37On peut être ou non convaincu par la qualité intrinsèque des écrivains contemporains auxquels s’intéresse J.‑P. Richard, force est de louer le risque qu’il prend, lui qui n’a plus rien à prouver, d’affirmer ce choix, alors que ce devrait être une des tâches de la critique universitaire et non un quasi-monopole laissé à la presse. Cependant, gardons à l’esprit que les œuvres auxquelles il s’intéresse sont tributaires de ses présupposés de lecture. Leur richesse n’est pas épuisée par le côté en elles qui attire une lecture thématique. Celle-ci n’a pas son pareil pour restituer le paysage sensible propre à chaque écrivain et pour accrocher ce qui reste cratyléen dans leur rapport au langage. Elle donne ainsi plus de goût à la lecture.

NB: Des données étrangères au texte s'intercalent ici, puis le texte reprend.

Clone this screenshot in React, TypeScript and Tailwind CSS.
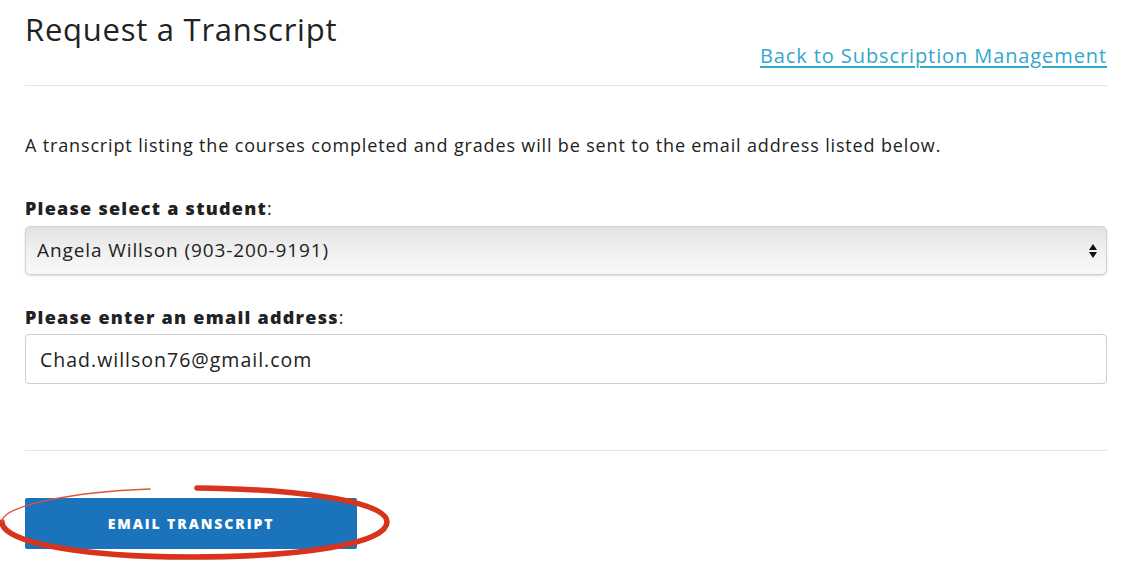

38Mais on peut reconnaître une nécessité supplémentaire de la critique thématique, davantage en résonance avec notre époque, où l’écologie et l’économie, l’oikos même, sont bouleversés de part en part : elle qui s’est toujours intéressée à la manière dont chaque poète rend le monde habitable pourrait être indispensable quand tout est fait pour le rendre inhabitable. Dans Bardadrac (2006), G. Genette fait cette remarque, avec un humour qui soulève un point essentiel :

Bachelard a bien raison de soutenir la « suprématie de l’eau terrestre sur l’eau marine », et que « la rêverie naturelle gardera toujours un privilège à l’eau douce, à l’eau qui rafraîchit, à l’eau qui désaltère ». On peut donc être un tantinet thalassophobe sans être le moins du monde hydrophobe, mais je crains seulement qu’un jour prochain plus aucune rivière ne soit propre à désaltérer qui que soit39.

39Avant que la matière ne devienne plus qu’imaginaire en effet, il est temps que la critique thématique se tourne résolument vers le réel que pourtant elle ne cesse si intensément de chercher, mais dont elle a eu tendance jusque‑là à nous consoler de ses déchirures. C’est sans doute un des défis qu’elle aurait à relever pour ne pas se reposer sur ses acquis.